C. Sims Farr, a prominent attorney, died of cancer Dec. 11, 2007.

Sims graduated from Kent School and attended Princeton for two years before beginning officers’ training in the Navy. In 1941 he was on convoy duty escorting supply ships from Iceland to England when the destroyer ahead of his ship was sunk by a German torpedo, the first American ship lost in World War II. Later he received a commendation for meritorious conduct during the invasion of France.

At the end of the war, Sims separated as a lieutenant commander and attended Columbia Law School. After graduation he joined the firm of White & Case, where he practiced for more than 40 years, specializing in wills and trusts.

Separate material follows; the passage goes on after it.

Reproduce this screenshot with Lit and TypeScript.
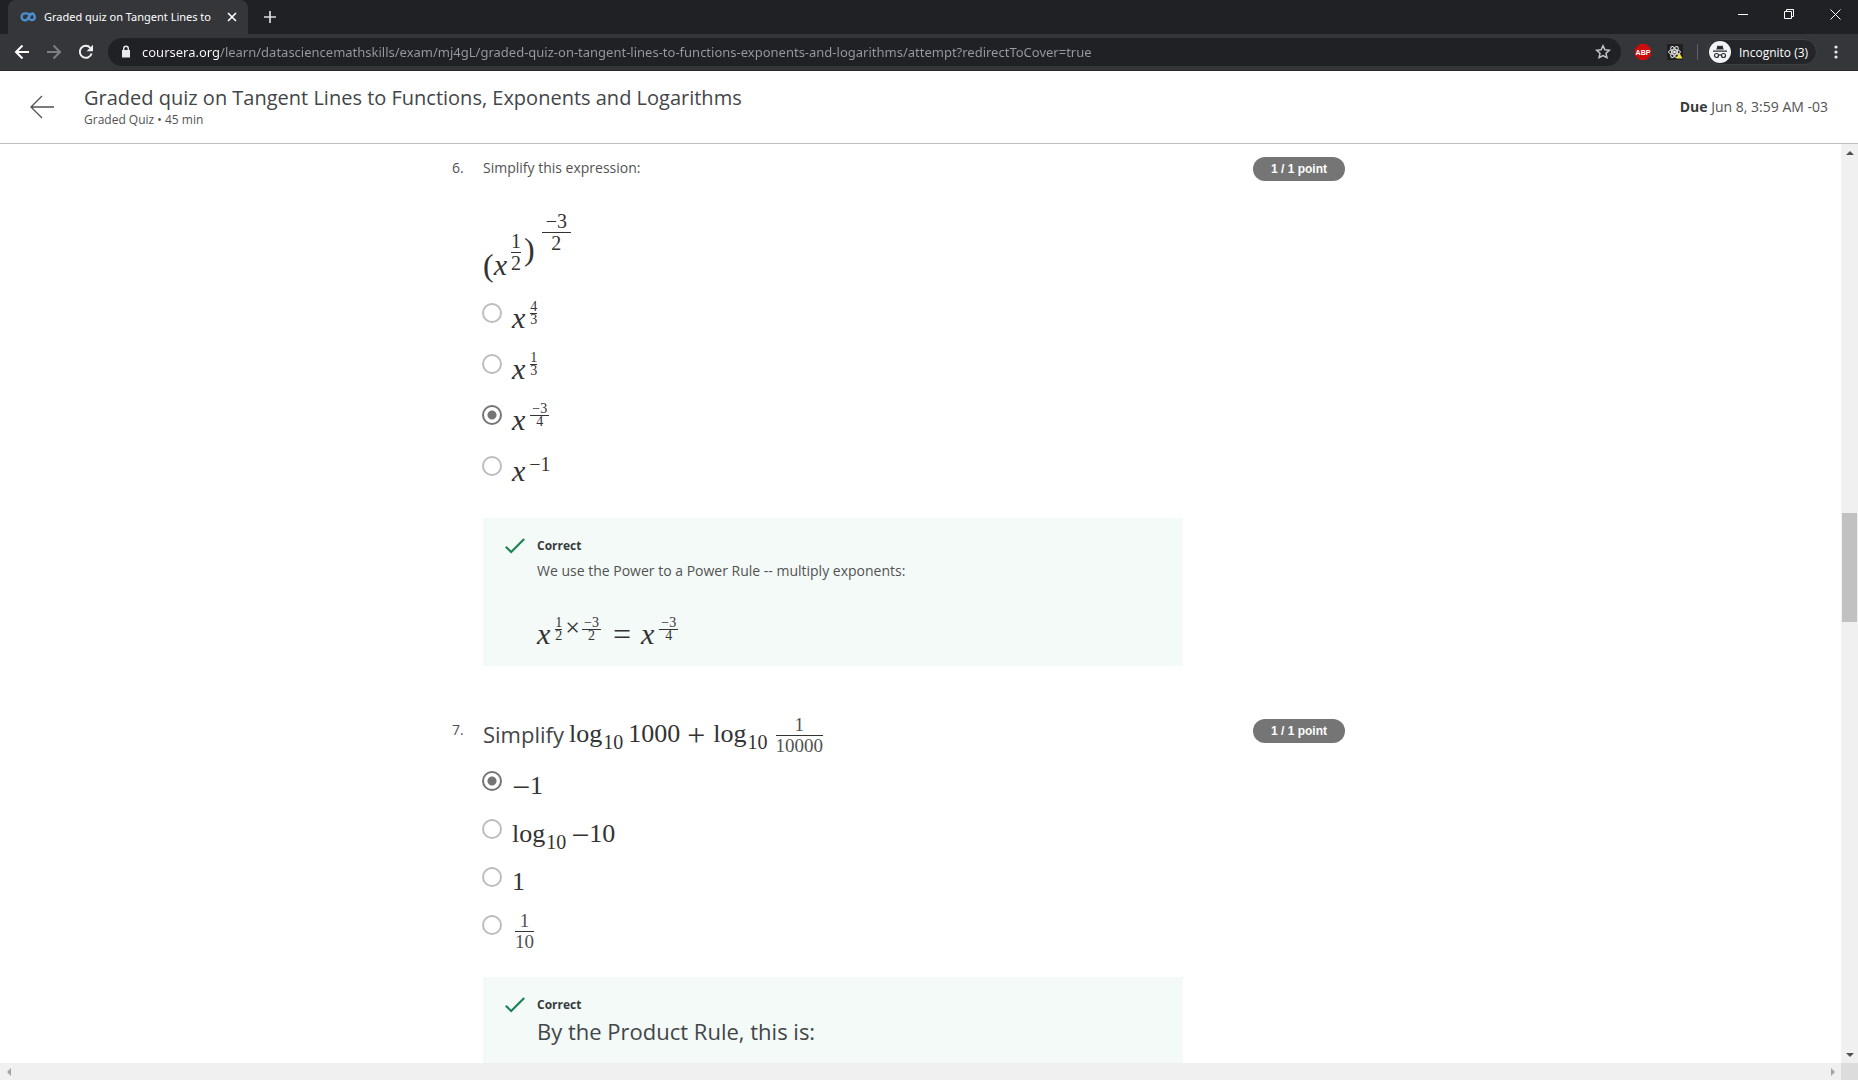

Sims was active in the not-for-profit sector. He chaired the Commonwealth Fund and served on the board of the Wildlife Conservation Society and the board of visitors of Columbia Law School. He also was counsel to the General Theological Seminary and chancellor to the presiding Episcopal bishop.

Sims’ first wife, Mary Randolph Rue, died in 1980. He then married Muriel Tobin Byrnes, who survives him. To her, his sons, C. Sims Jr., Randolph, and John ’81; his daughter, Virginia Ramsey; four stepchildren; 11 grandchildren; and seven step-grandchildren; the class sends its sympathy.